No one ever expects to be the cautionary tale…until they are.

Here’s a story: Two entrepreneurs, bright-eyed, bushy-tailed, ditch their day jobs for the entrepreneurial dream.

They start a staffing company, and boom—it’s a gold rush. In under a year, they’re pulling in over a million dollars. Office space leased, staff hired, the whole nine yards.

But then, the plot twist. Like many before them, they leaned hard into cold email outreach. It was a gold mine, until suddenly, it wasn’t.

A slight drop in replies—nothing alarming, right? So they doubled down, sent out more emails. Classic mistake. That’s when a hiccup turned into a full-blown code red.

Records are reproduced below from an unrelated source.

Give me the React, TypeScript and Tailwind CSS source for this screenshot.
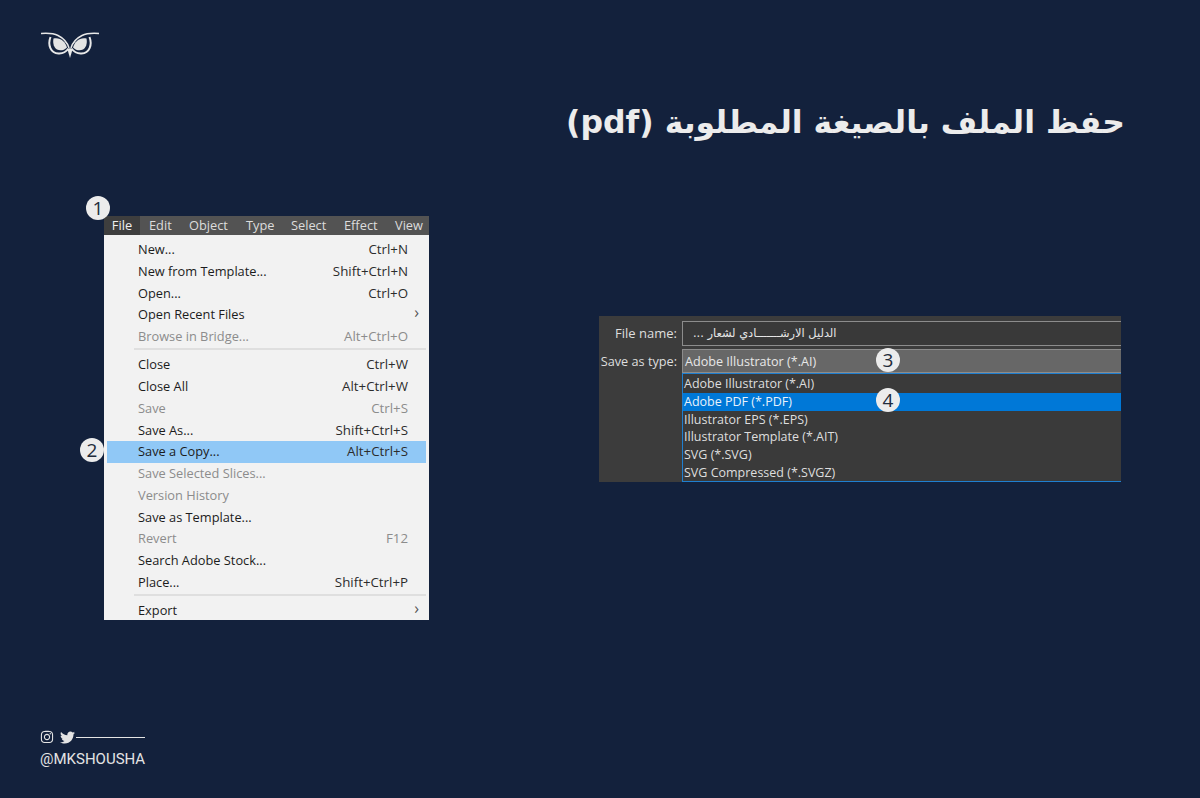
import { FaInstagram, FaTwitter } from "react-icons/fa"

type MenuRow = { label: string; keys?: string; off?: boolean; arrow?: boolean; active?: boolean; sep?: boolean }

const menuBar = [
  { label: "File", w: "w-[36px]", on: true },
  { label: "Edit", w: "w-[40px]" },
  { label: "Object", w: "w-[57px]" },
  { label: "Type", w: "w-[45px]" },
  { label: "Select", w: "w-[53px]" },
  { label: "Effect", w: "w-[51px]" },
  { label: "View", w: "w-[43px]" },
]

const rows: MenuRow[] = [
  { label: "New...", keys: "Ctrl+N" },
  { label: "New from Template...", keys: "Shift+Ctrl+N" },
  { label: "Open...", keys: "Ctrl+O" },
  { label: "Open Recent Files", arrow: true },
  { label: "Browse in Bridge...", keys: "Alt+Ctrl+O", off: true },
  { label: "", sep: true },
  { label: "Close", keys: "Ctrl+W" },
  { label: "Close All", keys: "Alt+Ctrl+W" },
  { label: "Save", keys: "Ctrl+S", off: true },
  { label: "Save As...", keys: "Shift+Ctrl+S" },
  { label: "Save a Copy...", keys: "Alt+Ctrl+S", active: true },
  { label: "Save Selected Slices...", off: true },
  { label: "Version History", off: true },
  { label: "Save as Template..." },
  { label: "Revert", keys: "F12", off: true },
  { label: "Search Adobe Stock..." },
  { label: "Place...", keys: "Shift+Ctrl+P" },
  { label: "", sep: true },
  { label: "Export", arrow: true },
]

const fileTypes = [
  "Adobe Illustrator (*.AI)",
  "Adobe PDF (*.PDF)",
  "Illustrator EPS (*.EPS)",
  "Illustrator Template (*.AIT)",
  "SVG (*.SVG)",
  "SVG Compressed (*.SVGZ)",
]

function Badge({ n, className }: { n: number; className: string }) {
  return (
    <div
      className={`absolute w-[24px] h-[24px] rounded-full bg-[#ececec] text-[#222b3a] flex items-center justify-center text-[19px] leading-none font-['Open_Sans',sans-serif] ${className}`}
    >
      {n}
    </div>
  )
}

function OwlLogo() {
  return (
    <svg width="58" height="28" viewBox="0 0 58 28" fill="none">
      <path d="M0 2.5C7 2 13 2.5 17 4.5C23 7.5 26.5 12 28 17" stroke="#e8e8e8" strokeWidth="1.5" fill="none" />
      <path d="M58 2.5C51 2 45 2.5 41 4.5C35 7.5 31.5 12 30 17" stroke="#e8e8e8" strokeWidth="1.5" fill="none" />
      <path d="M9.5 6C6.5 14 9.5 22 17.5 22.5C21.5 22.8 25 21 27.5 17.5" stroke="#e8e8e8" strokeWidth="2" fill="none" />
      <path d="M48.5 6C51.5 14 48.5 22 40.5 22.5C36.5 22.8 33 21 30.5 17.5" stroke="#e8e8e8" strokeWidth="2" fill="none" />
      <path d="M12.5 7.5C19 6 24.5 10.5 26 16.5C23 19.5 19 20 16 18.5C13 17 11.5 12 12.5 7.5Z" fill="#e4e4e4" />
      <path d="M45.5 7.5C39 6 33.5 10.5 32 16.5C35 19.5 39 20 42 18.5C45 17 46.5 12 45.5 7.5Z" fill="#e4e4e4" />
      <path d="M26.5 18.5L29 17L31.5 18.5L29 27Z" fill="#e8e8e8" />
    </svg>
  )
}

export default function App() {
  return (
    <div className="relative w-full h-[798px] bg-[#13213c] flex flex-col overflow-hidden">

      {/* LOGO */}
      <div className="pl-[41px] pt-[31px] h-[57px]">
        <OwlLogo />
      </div>

      {/* TITLE */}
      <h1
        dir="rtl"
        className="mt-[39px] pr-[75px] h-[52px] leading-[52px] text-[31.5px] font-bold text-[#ececec] font-['DejaVu_Sans',sans-serif]"
      >
        حفظ الملف بالصيغة المطلوبة (pdf)
      </h1>

      <div className="mt-[68px] flex items-start">

        {/* MENU */}
        <div className="relative ml-[104px] w-[325px] h-[404px] bg-[#f2f2f2] font-['Open_Sans',sans-serif] text-[12.8px]">
          <Badge n={1} className="left-[-18px] top-[-20px]" />
          <Badge n={2} className="left-[-24px] top-[222px]" />

          <div className="flex h-[19px] bg-[#535353] text-[#dcdcdc]">
            {menuBar.map((m) => (
              <div
                key={m.label}
                className={`${m.w} h-full leading-[19px] ${m.on ? "bg-[#3e3e3e] text-center text-[#efefef]" : "pl-[9px]"}`}
              >
                {m.label}
              </div>
            ))}
          </div>

          <div className="pt-[4px] px-[3px]">
            {rows.map((r, i) =>
              r.sep ? (
                <div key={i} className="h-[6.5px] ml-[27px] flex items-start">
                  <div className="w-full h-[2px] bg-[#dfdfdf]" />
                </div>
              ) : (
                <div
                  key={i}
                  className={`relative h-[21.75px] leading-[21.75px] pl-[31px] pr-[18px] flex justify-between ${r.active ? "bg-[#90c8f6]" : ""} ${r.off ? "text-[#8c8c8c]" : "text-[#1c1c1c]"}`}
                >
                  <span>{r.label}</span>
                  {r.keys && (
                    <span className={`text-[13.3px] ${r.off ? "text-[#8c8c8c]" : "text-[#2c2c2c]"}`}>{r.keys}</span>
                  )}
                  {r.arrow && <span className="absolute right-[7px] top-[-2px] text-[#555] text-[16px]">›</span>}
                </div>
              )
            )}
          </div>
        </div>

        {/* SAVE DIALOG */}
        <div className="relative ml-[170px] mt-[100px] w-[522px] h-[166px] bg-[#3c3c3c] font-['Open_Sans',sans-serif] text-[13px] text-[#dedede] pt-[5px]">
          <Badge n={3} className="left-[277px] top-[32px]" />
          <Badge n={4} className="left-[277px] top-[72px]" />

          <div className="flex items-center h-[25px]">
            <div className="w-[78px] text-right whitespace-nowrap">File name:</div>
            <div className="ml-[5px] flex-1 h-full border border-r-0 border-[#8c8c8c] bg-[#393939] flex items-center pl-[10px]">
              <span dir="rtl" className="text-[11.4px] text-[#e6e6e6] font-['DejaVu_Sans',sans-serif]">
                الدليل الارشـــــــادي لشعار ...
              </span>
            </div>
          </div>

          <div className="flex items-center h-[24px] mt-[3px]">
            <div className="w-[78px] flex justify-end whitespace-nowrap text-[12.7px] pt-[1px]">Save as type:</div>
            <div className="ml-[5px] flex-1 h-full border border-r-0 border-[#8c8c8c] bg-[#676767] flex items-center pl-[2px] pt-[2px] text-[12.6px] text-[#e8e8e8]">
              Adobe Illustrator (*.AI)
            </div>
          </div>

          <div className="ml-[83px] h-[109px] border-l border-b border-t border-[#1f7fd0] bg-[#3a3a3a] text-[12.5px] pt-[1px]">
            {fileTypes.map((t) => (
              <div
                key={t}
                className={`h-[17.8px] leading-[18.8px] pl-[1px] ${t.startsWith("Adobe PDF") ? "bg-[#0078d7] text-[#e8f2fb]" : ""}`}
              >
                {t}
              </div>
            ))}
          </div>
        </div>

      </div>

      {/* FOOTER */}
      <div className="mt-auto ml-[40px] pb-[29px] w-[105px] text-[#e4e4e4]">
        <div className="flex items-center h-[14px]">
          <FaInstagram className="w-[14px] h-[14px]" />
          <FaTwitter className="ml-[5px] w-[17px] h-[15px]" />
          <div className="flex-1 h-px bg-[#e4e4e4]" />
        </div>
        <div className="mt-[5px] text-[15px] leading-[20px] font-['Roboto',sans-serif]">@MKSHOUSHA</div>
      </div>

    </div>
  )
}
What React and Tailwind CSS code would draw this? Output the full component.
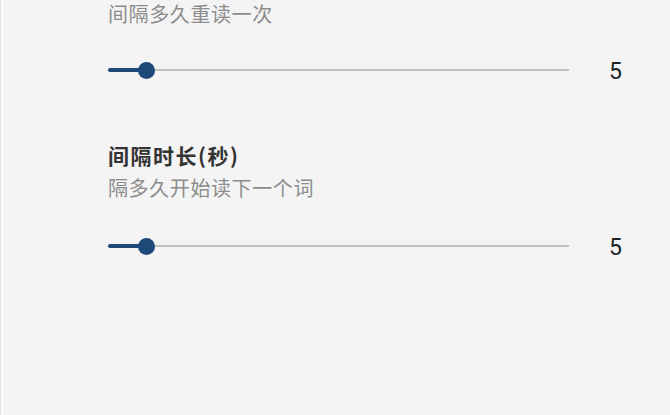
import React from "react";

const cjk = { fontFamily: '"Noto Sans CJK SC", "Noto Sans", sans-serif' };

function SliderRow({ value }) {
  return (
    <div className="flex items-center h-[24px]">
      <div className="relative w-[461px] h-[24px] flex items-center">
        <div className="w-full h-[2px] bg-[#c0c0c0]" />
        <div className="absolute left-0 top-[10px] w-[38px] h-[4px] bg-[#1d4a79] rounded-l-sm" />
        <div className="absolute left-[30px] top-[3.5px] w-[17px] h-[17px] rounded-full bg-[#1d4a79]" />
      </div>
      <div
        className="ml-[40px] pt-[4px] text-[23px] leading-[24px] text-[#1f1f1f]"
        style={{ fontFamily: 'Roboto, "Liberation Sans", sans-serif' }}
      >
        {value}
      </div>
    </div>
  );
}

export default function App() {
  return (
    <div className="w-[670px] h-[415px] overflow-hidden flex bg-[#f4f4f4]">
      <div className="w-[1px] bg-[#e2e2e2]" />
      <div className="w-[2px] bg-[#fbfbfb]" />
      <div className="flex-1 pl-[105px] flex flex-col" style={cjk}>
        <div className="-mt-[3px] text-[20px] leading-[33px] tracking-[0.6px] text-[#8c8c8c]">
          间隔多久重读一次
        </div>
        <div className="mt-[28px]">
          <SliderRow value="5" />
        </div>
        <div className="mt-[57px] text-[21px] leading-[33px] tracking-[1.5px] font-bold text-[#333]">
          间隔时长(秒)
        </div>
        <div className="-mt-[1px] text-[20px] leading-[33px] tracking-[0.6px] text-[#8c8c8c]">
          隔多久开始读下一个词
        </div>
        <div className="mt-[30px]">
          <SliderRow value="5" />
        </div>
      </div>
    </div>
  );
}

Fast forward a few weeks, and it’s a digital ghost town. Emails? Blocked. Spam folder? New residence. Revenue stream? Bone dry. Staff? Gone. Office lease? Still draining their pockets.

They reached out for help, scrambling to fix it, but hit a wall.

Turns out, understanding email service providers (ESP) is like reading ancient hieroglyphs without a Rosetta Stone. The rules are murky, enforcement’s a wild card, and the consequences? Brutally unfair.

This is the norm now, a tale as old as time, but with a digital twist. Business owners, knee-deep in desperation, throwing cash at a problem they don’t understand. By the time they find us, they’re running on fumes.

Cue the doomsday clock: Google and Yahoo dropped a bombshell—new email sender requirements.

The internet lost its mind, then shrugged it off. Classic denial.

“This will only affect spammers, not me.”

“These new requirements will be impossible to meet, there is no way they will go through with it.”

“This is totally unfair, Google just sprung this on us. They aren’t giving us enough time to prepare.”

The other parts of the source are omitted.